STORED ROWS start

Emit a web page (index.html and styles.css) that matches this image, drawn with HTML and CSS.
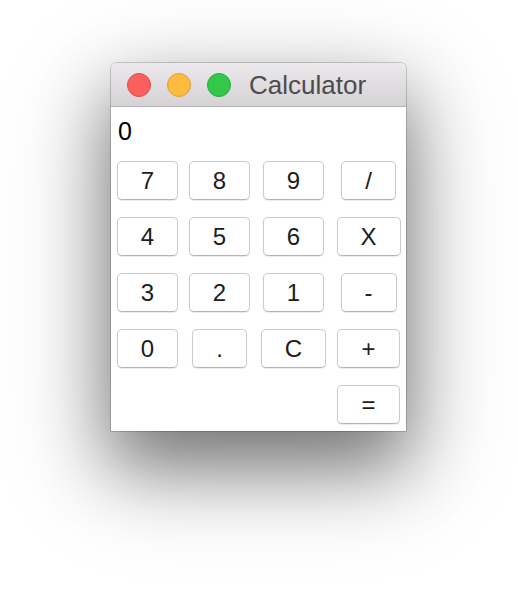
FILE: index.html
```html
<!DOCTYPE html>
<html>
<head>
<meta charset="utf-8">
<title>Calculator</title>
<link rel="stylesheet" href="styles.css">
</head>
<body>
<div class="window">
  <div class="titlebar">
    <span class="light light-red"></span>
    <span class="light light-yellow"></span>
    <span class="light light-green"></span>
    <span class="title">Calculator</span>
  </div>
  <div class="content">
    <div class="display">0</div>
    <div class="keys">
      <button class="key">7</button>
      <button class="key">8</button>
      <button class="key">9</button>
      <button class="key">/</button>
      <button class="key">4</button>
      <button class="key">5</button>
      <button class="key">6</button>
      <button class="key">X</button>
      <button class="key">3</button>
      <button class="key">2</button>
      <button class="key">1</button>
      <button class="key">-</button>
      <button class="key">0</button>
      <button class="key">.</button>
      <button class="key">C</button>
      <button class="key">+</button>
      <button class="key key-equals">=</button>
    </div>
  </div>
</div>
</body>
</html>
```

FILE: styles.css
```css
html, body {
  margin: 0;
  background: #ffffff;
}
html {
  height: 100%;
}
body {
  box-sizing: border-box;
  min-height: 100%;
  padding: 63px 0 0 111px;
  font-family: "Liberation Sans", Arial, sans-serif;
  overflow: hidden;
}
.window {
  width: 295px;
  height: 368px;
  border-radius: 5px 5px 0 0;
  background: #ffffff;
  overflow: hidden;
  box-shadow:
    0 34px 70px 0 rgba(0, 0, 0, 0.45),
    0 34px 110px 12px rgba(0, 0, 0, 0.18),
    0 0 0 0.5px rgba(0, 0, 0, 0.35);
  display: flex;
  flex-direction: column;
}
.titlebar {
  height: 43px;
  flex: none;
  border-bottom: 1px solid #b4b2b4;
  background: linear-gradient(#ebe9eb, #d5d3d5);
  display: flex;
  align-items: center;
  padding-left: 16px;
}
.light {
  width: 24px;
  height: 24px;
  box-sizing: border-box;
  border-radius: 50%;
  margin-right: 16px;
  flex: none;
}
.light-red { background: #fc605c; border: 1px solid #de4a46; }
.light-yellow { background: #fdbc40; border: 1px solid #de9f34; }
.light-green { background: #34c84a; border: 1px solid #27aa35; margin-right: 18px; }
.title {
  font-size: 26px;
  color: #4d4b4d;
  line-height: 30px;
  margin-top: 1px;
}
.content {
  flex: 1;
  padding: 10px 6px 0 6px;
}
.display {
  font-size: 25px;
  line-height: 28px;
  color: #000;
  padding-left: 1px;
  margin-bottom: 16px;
}
.keys {
  display: grid;
  grid-template-columns: 61px 61px 65px 63px;
  grid-auto-rows: 39px;
  column-gap: 11px;
  row-gap: 17px;
  justify-items: center;
}
.key {
  height: 39px;
  padding: 0 23px;
  margin: 0;
  background: #ffffff;
  border: 1px solid #cbcbcb;
  border-bottom-color: #b3b3b3;
  border-radius: 5px;
  box-shadow: 0 1px 1px rgba(0, 0, 0, 0.08);
  font-family: "Liberation Sans", Arial, sans-serif;
  font-size: 24px;
  color: #1c1c1c;
  line-height: 1;
}
.key-equals {
  grid-column: 4;
}
```
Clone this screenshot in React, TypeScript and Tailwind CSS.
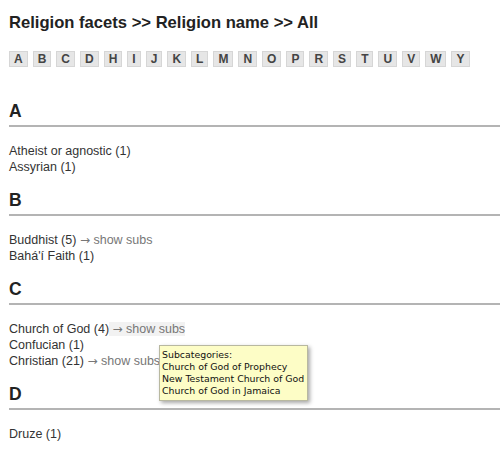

STORED ROWS end

● **SET EXERCISE**
The entries above are to be returned exactly, without their pictures.

● **EXERCISE RESULT**
Emit a web page (index.html and styles.css) that matches this image, drawn with HTML and CSS.
FILE: index.html
```html
<!DOCTYPE html>
<html>
<head>
<meta charset="utf-8">
<title>Calculator</title>
<link rel="stylesheet" href="styles.css">
</head>
<body>
<div class="window">
  <div class="titlebar">
    <span class="light light-red"></span>
    <span class="light light-yellow"></span>
    <span class="light light-green"></span>
    <span class="title">Calculator</span>
  </div>
  <div class="content">
    <div class="display">0</div>
    <div class="keys">
      <button class="key">7</button>
      <button class="key">8</button>
      <button class="key">9</button>
      <button class="key">/</button>
      <button class="key">4</button>
      <button class="key">5</button>
      <button class="key">6</button>
      <button class="key">X</button>
      <button class="key">3</button>
      <button class="key">2</button>
      <button class="key">1</button>
      <button class="key">-</button>
      <button class="key">0</button>
      <button class="key">.</button>
      <button class="key">C</button>
      <button class="key">+</button>
      <button class="key key-equals">=</button>
    </div>
  </div>
</div>
</body>
</html>
```

FILE: styles.css
```css
html, body {
  margin: 0;
  background: #ffffff;
}
html {
  height: 100%;
}
body {
  box-sizing: border-box;
  min-height: 100%;
  padding: 63px 0 0 111px;
  font-family: "Liberation Sans", Arial, sans-serif;
  overflow: hidden;
}
.window {
  width: 295px;
  height: 368px;
  border-radius: 5px 5px 0 0;
  background: #ffffff;
  overflow: hidden;
  box-shadow:
    0 34px 70px 0 rgba(0, 0, 0, 0.45),
    0 34px 110px 12px rgba(0, 0, 0, 0.18),
    0 0 0 0.5px rgba(0, 0, 0, 0.35);
  display: flex;
  flex-direction: column;
}
.titlebar {
  height: 43px;
  flex: none;
  border-bottom: 1px solid #b4b2b4;
  background: linear-gradient(#ebe9eb, #d5d3d5);
  display: flex;
  align-items: center;
  padding-left: 16px;
}
.light {
  width: 24px;
  height: 24px;
  box-sizing: border-box;
  border-radius: 50%;
  margin-right: 16px;
  flex: none;
}
.light-red { background: #fc605c; border: 1px solid #de4a46; }
.light-yellow { background: #fdbc40; border: 1px solid #de9f34; }
.light-green { background: #34c84a; border: 1px solid #27aa35; margin-right: 18px; }
.title {
  font-size: 26px;
  color: #4d4b4d;
  line-height: 30px;
  margin-top: 1px;
}
.content {
  flex: 1;
  padding: 10px 6px 0 6px;
}
.display {
  font-size: 25px;
  line-height: 28px;
  color: #000;
  padding-left: 1px;
  margin-bottom: 16px;
}
.keys {
  display: grid;
  grid-template-columns: 61px 61px 65px 63px;
  grid-auto-rows: 39px;
  column-gap: 11px;
  row-gap: 17px;
  justify-items: center;
}
.key {
  height: 39px;
  padding: 0 23px;
  margin: 0;
  background: #ffffff;
  border: 1px solid #cbcbcb;
  border-bottom-color: #b3b3b3;
  border-radius: 5px;
  box-shadow: 0 1px 1px rgba(0, 0, 0, 0.08);
  font-family: "Liberation Sans", Arial, sans-serif;
  font-size: 24px;
  color: #1c1c1c;
  line-height: 1;
}
.key-equals {
  grid-column: 4;
}
```
Clone this screenshot in React, TypeScript and Tailwind CSS.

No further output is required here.